Starting today, i.e. 1 July, select small savings schemes will fetch 10 basis points lower interest rates for the September quarter. The government has reduced these rates, which are reviewed every quarter, to bring them in line with the falling interest rate across the financial system after the Reserve Bank of India (RBI) cut its benchmark policy rate thrice during the year. Check out the revised interest rates offered by small-savings schemes such as Public Provident Fund (PPF), National Savings Certificate (NSC) and Kisan Vikas Patra (KVP) here:
Public Provident Fund: For the July-September quarter, 15-year PPF will fetch an annual interest rate of 7.9% (compounded annually) as compared to 8% earlier.

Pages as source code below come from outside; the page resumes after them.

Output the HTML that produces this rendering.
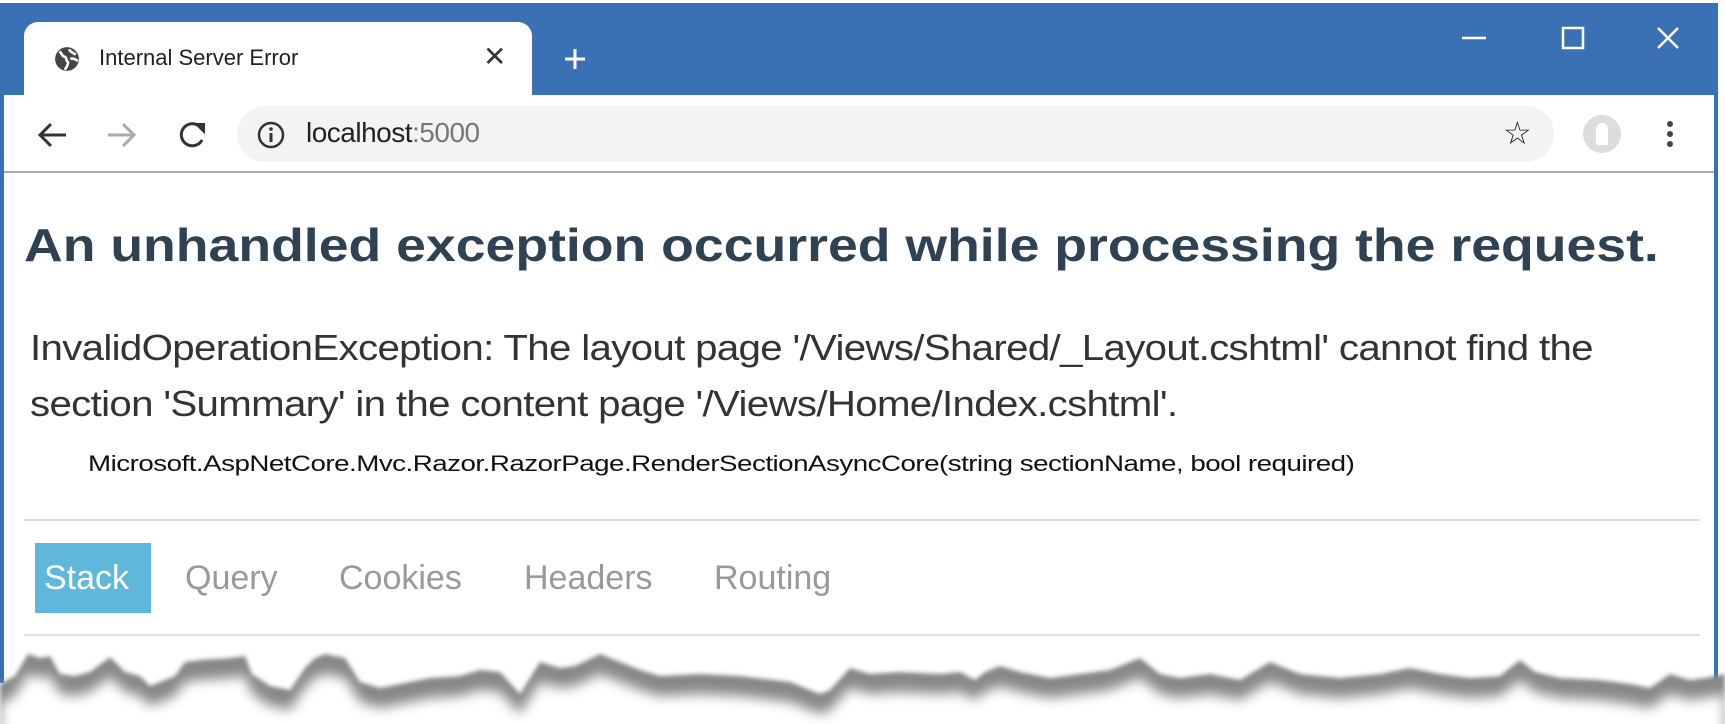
<!DOCTYPE html>
<html><head><meta charset="utf-8"><style>
*{margin:0;padding:0;box-sizing:border-box}
body{width:1725px;height:724px;background:#fff;position:relative;overflow:hidden;font-family:"Liberation Sans",sans-serif}
.abs{position:absolute}
.sx{transform-origin:0 0;white-space:nowrap}
</style></head><body>
<div class="abs" style="left:0;top:3px;width:1718px;height:92px;background:#3a71b5"></div>
<div class="abs" style="left:0;top:3px;width:4px;height:680px;background:#3a71b5"></div>
<div class="abs" style="left:1714px;top:3px;width:4px;height:680px;background:#3a71b5"></div>
<div class="abs" style="left:4px;top:95px;width:1710px;height:600px;background:#fff"></div>
<div class="abs" style="left:24px;top:22px;width:508px;height:75px;background:#fff;border-radius:14px 14px 0 0"></div>
<svg class="abs" style="left:54px;top:46px" width="26" height="26" viewBox="0 0 24 24"><circle cx="12" cy="12" r="11" fill="#444"/><path d="M5 5 C8 7 7 10 10 10 C12 11 11 14 13 15 C13 18 11 20 10 22 M14 3 C15 6 18 6 20 8 M15 12 C17 11 20 12 22 14" stroke="#fff" stroke-width="2.4" fill="none"/></svg>
<div class="abs" style="left:99px;top:45px;font-size:22px;color:#222">Internal Server Error</div>
<div class="abs" style="left:483px;top:40px;font-size:28px;color:#333">✕</div>
<svg class="abs" style="left:563px;top:47px" width="24" height="24"><path d="M12 2V22M2 12H22" stroke="#fff" stroke-width="3"/></svg>
<svg class="abs" style="left:1462px;top:26px" width="230" height="24"><path d="M0 12H24" stroke="#fff" stroke-width="2.5"/><rect x="101" y="2" width="20" height="20" fill="none" stroke="#fff" stroke-width="2.5"/><path d="M196 2L216 22M216 2L196 22" stroke="#fff" stroke-width="2.5"/></svg>
<svg class="abs" style="left:36px;top:120px" width="180" height="30"><path d="M30 15H4M15 4L4 15L15 26" stroke="#333" stroke-width="3" fill="none"/><path d="M72 15H98M87 4L98 15L87 26" stroke="#aaa" stroke-width="3" fill="none"/><path d="M165 8A11 11 0 1 0 166 20" stroke="#333" stroke-width="3" fill="none"/><path d="M160 4L168 4L168 12Z" fill="#333" stroke="#333" stroke-width="2"/></svg>
<div class="abs" style="left:237px;top:106px;width:1317px;height:56px;background:#f1f3f4;border-radius:28px"></div>
<svg class="abs" style="left:257px;top:121px" width="28" height="28"><circle cx="14" cy="14" r="12" fill="none" stroke="#333" stroke-width="2.5"/><path d="M14 12V21" stroke="#333" stroke-width="3"/><circle cx="14" cy="8" r="1.8" fill="#333"/></svg>
<div class="abs" style="left:306px;top:117px;font-size:28px;color:#222;letter-spacing:-0.5px">localhost<span style="color:#777">:5000</span></div>
<div class="abs" style="left:1503px;top:114px;font-size:32px;color:#222">☆</div>
<div class="abs" style="left:1583px;top:115px;width:38px;height:38px;border-radius:50%;background:#ddd"></div>
<div class="abs" style="left:1596px;top:123px;width:12px;height:22px;border-radius:6px 6px 2px 2px;background:#fff"></div>
<svg class="abs" style="left:1664px;top:120px" width="12" height="30"><circle cx="6" cy="4" r="3" fill="#444"/><circle cx="6" cy="14" r="3" fill="#444"/><circle cx="6" cy="24" r="3" fill="#444"/></svg>
<div class="abs" style="left:4px;top:171px;width:1710px;height:2px;background:#aaa"></div>
<div class="abs sx" style="left:24px;top:218px;font-size:46px;font-weight:bold;color:#2f4254;transform:scaleX(1.165)">An unhandled exception occurred while processing the request.</div>
<div class="abs sx" style="left:30px;top:320px;font-size:36px;line-height:56px;color:#333;letter-spacing:-0.6px;transform:scaleX(1.118)">InvalidOperationException: The layout page '/Views/Shared/_Layout.cshtml' cannot find the<br>section 'Summary' in the content page '/Views/Home/Index.cshtml'.</div>
<div class="abs sx" style="left:88px;top:451px;font-size:22px;color:#111;letter-spacing:-0.4px;transform:scaleX(1.26)">Microsoft.AspNetCore.Mvc.Razor.RazorPage.RenderSectionAsyncCore(string sectionName, bool required)</div>
<div class="abs" style="left:24px;top:519px;width:1676px;height:2px;background:#ddd"></div>
<div class="abs" style="left:35px;top:543px;width:116px;height:70px;background:#5fb8dc"></div>
<div class="abs" style="left:44px;top:559px;font-size:34px;color:#fff">Stack</div>
<div class="abs" style="left:185px;top:559px;font-size:34px;color:#999">Query</div>
<div class="abs" style="left:339px;top:559px;font-size:34px;color:#999">Cookies</div>
<div class="abs" style="left:524px;top:559px;font-size:34px;color:#999">Headers</div>
<div class="abs" style="left:714px;top:559px;font-size:34px;color:#999">Routing</div>
<div class="abs" style="left:24px;top:634px;width:1676px;height:2px;background:#ddd"></div>
<svg class="abs" style="left:0;top:640px" width="1725" height="84">
<defs><filter id="b" x="-5%" y="-50%" width="110%" height="200%"><feGaussianBlur stdDeviation="6"/></filter>
<filter id="b2"><feGaussianBlur stdDeviation="2"/></filter></defs>
<g transform="translate(0,14)">
<path d="M0 84 L0 30 L15 22 L28 0 L40 4 L50 2 L60 20 L75 22 L90 18 L110 3 L125 18 L140 22 L150 32 L175 22 L185 8 L200 6 L230 4 L245 2 L252 20 L270 32 L290 36 L305 14 L315 4 L325 0 L345 4 L360 28 L380 34 L400 30 L430 24 L460 22 L480 16 L500 18 L520 40 L540 8 L560 14 L575 12 L600 0 L615 6 L640 16 L660 22 L700 20 L740 22 L790 28 L820 40 L830 36 L850 14 L870 20 L900 18 L940 20 L960 18 L975 26 L985 18 L1000 12 L1020 18 L1050 24 L1080 20 L1110 16 L1140 4 L1160 20 L1180 24 L1210 20 L1240 26 L1270 8 L1300 20 L1340 24 L1380 20 L1410 14 L1440 20 L1470 24 L1500 22 L1520 6 L1535 18 L1560 24 L1600 26 L1630 30 L1650 34 L1670 20 L1690 26 L1705 24 L1725 20 L1725 84 Z" fill="#888" filter="url(#b2)"/>
<path d="M0 120 L0 30 L15 22 L28 0 L40 4 L50 2 L60 20 L75 22 L90 18 L110 3 L125 18 L140 22 L150 32 L175 22 L185 8 L200 6 L230 4 L245 2 L252 20 L270 32 L290 36 L305 14 L315 4 L325 0 L345 4 L360 28 L380 34 L400 30 L430 24 L460 22 L480 16 L500 18 L520 40 L540 8 L560 14 L575 12 L600 0 L615 6 L640 16 L660 22 L700 20 L740 22 L790 28 L820 40 L830 36 L850 14 L870 20 L900 18 L940 20 L960 18 L975 26 L985 18 L1000 12 L1020 18 L1050 24 L1080 20 L1110 16 L1140 4 L1160 20 L1180 24 L1210 20 L1240 26 L1270 8 L1300 20 L1340 24 L1380 20 L1410 14 L1440 20 L1470 24 L1500 22 L1520 6 L1535 18 L1560 24 L1600 26 L1630 30 L1650 34 L1670 20 L1690 26 L1705 24 L1725 20 L1725 120 Z" fill="#fff" filter="url(#b)" transform="translate(0,20)"/>
</g>
</svg>
</body></html>
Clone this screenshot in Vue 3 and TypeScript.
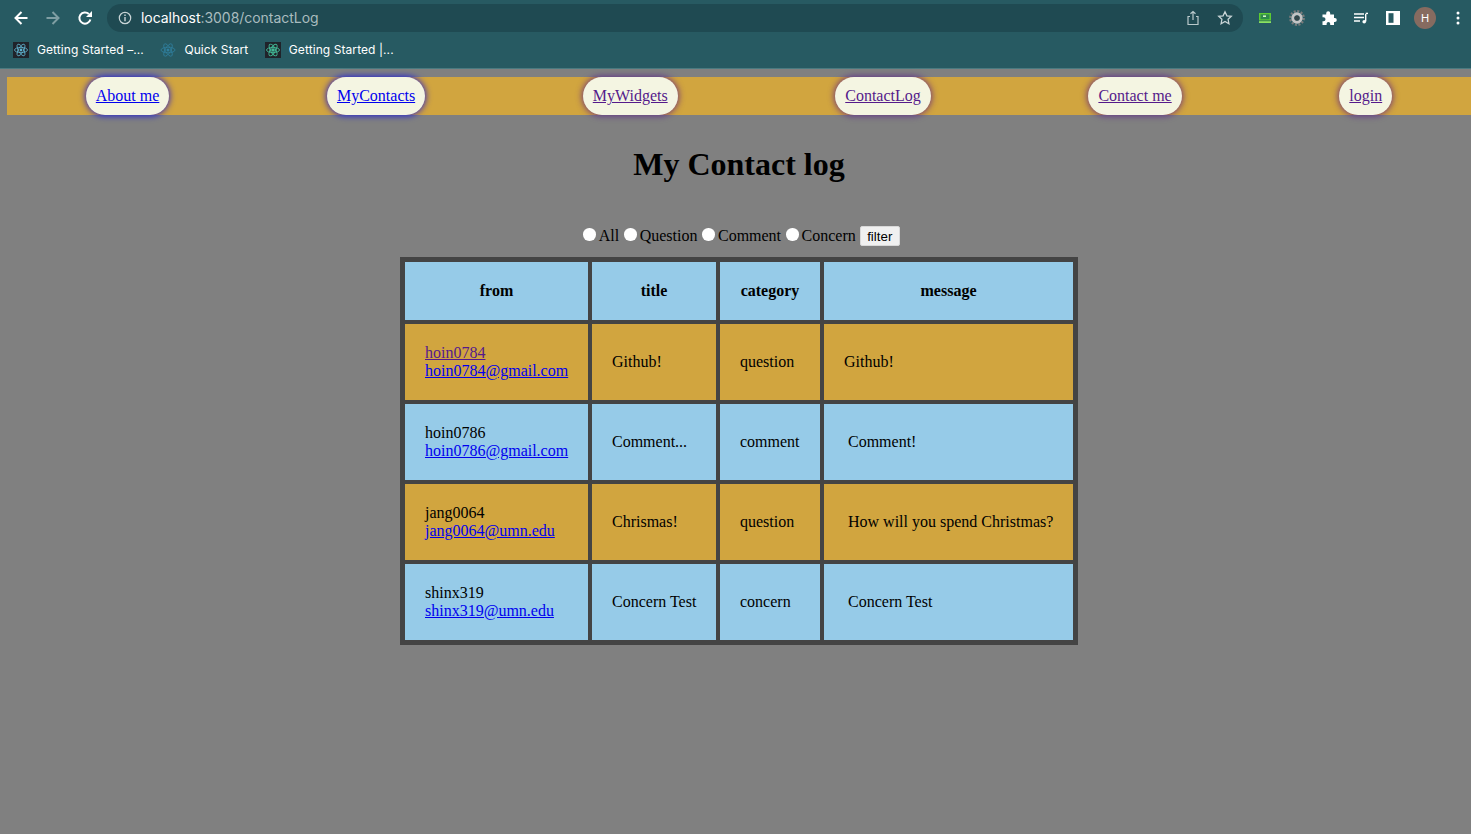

National Savings Certificate: NSC, a five-year small savings scheme, will fetch an interest rate of 7.9% compared with 8% earlier. The amount is compounded annually and paid on maturity.
Kisan Vikas Patra: KVP will yield 7.6% with maturity of 113 months. At present, interest rate on KVP is 7.7% and maturity is 112 months.
Post office term deposits: Post office term deposits of 1-3 years will fetch interest rate of 6.9%, to be paid quarterly, while the five-year quarterly rate is pegged at 7.7%. Recurring deposits will return 7.2% compared with 7.3% earlier.
Post Office Monthly Income Scheme: The five-year Post Office Monthly Income Scheme (MIS), where interest is paid out monthly, will fetch 7.6% as compared to 7.7% earlier.
Senior Citizens Savings Scheme: Interest rate for the five-year Senior Citizens Savings Scheme will now fetch a lower rate of interest at 8.6% compared with 8.7% earlier. The interest payout continues to be on a quarterly basis.
Sukanya Samriddhi Scheme: The girl child savings scheme Sukanya Samriddhi Account will now fetch 8.4% (compounded annually) compared with 8.5% earlier.
Savings deposit: The interest rate on savings deposit has, however, been retained at 4%.